Rural industries are in the spotlight as a big year in international trade looms.
The escalating stand-off between Australia’s largest trading partner, China, and our most powerful strategic ally, the US, threatens to force a stark choice on our exporters.
Will the two superpowers wield their influence through trade, demanding exclusive us-or-them arrangements and effectively forcing Australia to choose between China’s lucrative market and the US’ military protection?
Even if this drastic outcome is reached, the path forward for Australia is clear. Australia must wean itself off China’s $14 billion teat and diversify its trade by forging new links into new growth markets like Japan, Indonesia and India.

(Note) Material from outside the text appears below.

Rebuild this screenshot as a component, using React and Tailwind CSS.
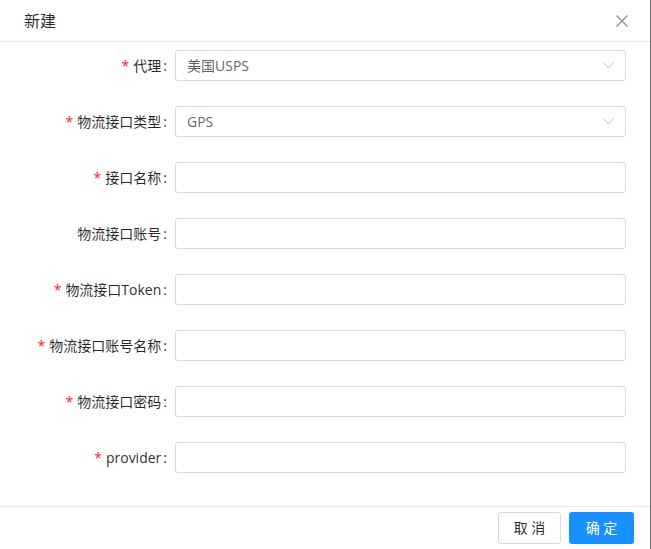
import React from "react";

const fields = [
  { label: "代理", required: true, value: "美国USPS", select: true },
  { label: "物流接口类型", required: true, value: "GPS", select: true },
  { label: "接口名称", required: true },
  { label: "物流接口账号", required: false },
  { label: "物流接口Token", required: true },
  { label: "物流接口账号名称", required: true },
  { label: "物流接口密码", required: true },
  { label: "provider", required: true },
];

const Chevron = () => (
  <svg width="11" height="7" viewBox="0 0 11 7" fill="none" className="text-[#bfbfbf]">
    <polyline points="0.5,0.5 5.5,6 10.5,0.5" stroke="currentColor" strokeWidth="1" />
  </svg>
);

const App = () => {
  return (
    <div
      className="w-[651px] h-[549px] bg-white border-r border-[#6b6b6b] overflow-hidden flex flex-col"
      style={{ fontFamily: '"Open Sans", "Noto Sans CJK SC", sans-serif' }}
    >
      {/* Header */}
      <div className="h-[42px] border-b border-[#e8e8e8] flex items-center justify-between pl-6 pr-[22px]">
        <h1 className="text-base text-black/85">新建</h1>
        <button className="text-black/45">
          <svg width="12" height="12" viewBox="0 0 12 12">
            <path d="M0.5 0.5L11.5 11.5M11.5 0.5L0.5 11.5" stroke="currentColor" strokeWidth="1.2" />
          </svg>
        </button>
      </div>

      {/* Body */}
      <div className="flex flex-col gap-[25px] pt-[8px] pb-[33px] pl-6 pr-6">
        {fields.map((f) => (
          <div key={f.label} className="flex items-center h-[31px]">
            <label className="w-[151px] shrink-0 flex items-center justify-end pr-[8px] text-sm text-black/85">
              {f.required && <span className="text-[#f5222d] mr-[4px] text-sm">*</span>}
              {f.label}
              <span className="ml-[2px]">:</span>
            </label>
            <div className="flex-1 h-[31px] border border-[#d9d9d9] rounded-[3px] flex items-center justify-between pl-[11px] pr-[11px] text-sm text-black/65">
              <span>{f.value || ""}</span>
              {f.select && <Chevron />}
            </div>
          </div>
        ))}
      </div>

      {/* Footer */}
      <div className="border-t border-[#e8e8e8] flex justify-end gap-[8px] pt-[5px] pr-4">
        <button className="w-[63px] h-[32px] border border-[#d9d9d9] rounded-[3px] text-sm text-black/85 bg-white">
          取 消
        </button>
        <button className="w-[65px] h-[32px] rounded-[3px] text-sm text-white bg-[#1890ff]">
          确 定
        </button>
      </div>
    </div>
  );
};

export default App;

Worryingly for beef exporters, Australia’s highest value market on a per kilo basis, EU grainfed quota 481 for no-hormone beef, is under threat as the US flexes its muscle to gain exclusive access for its producers.
The Commonwealth is working on several key free trade deals. India and Indonesia are the most significant for the farm sector.
Asia’s growing middle-class offers an obvious opportunity for Australia’s high quality farm produce, but significant social challenges in India and political challenges with Indonesia have so far proved a barrier to sealing tariff-busting deals.
With more than half of India’s population reliant on farm incomes, politicians struggle to make a case for opening the market to new imports which compete with domestic produce.
And Australia has stumbled on the eve of sealing an FTA with Indonesia, angering the Muslim nation by proposing to move its embassy to Jerusalem.
Meanwhile, Labor’s policy could add a new layer of complexity to forming trade deals.
They have pledged to create new laws for compulsory labour-market tests, and to ban Investor State Dispute Settlement mechanism that gives foreign companies the right to take Australia to an international tribunal to resolve disputes.
But there is optimism around the federal government’s commitment to tackle non-tariff barriers in existing export markets, which are costs imposed on our exports by red tape and regulations.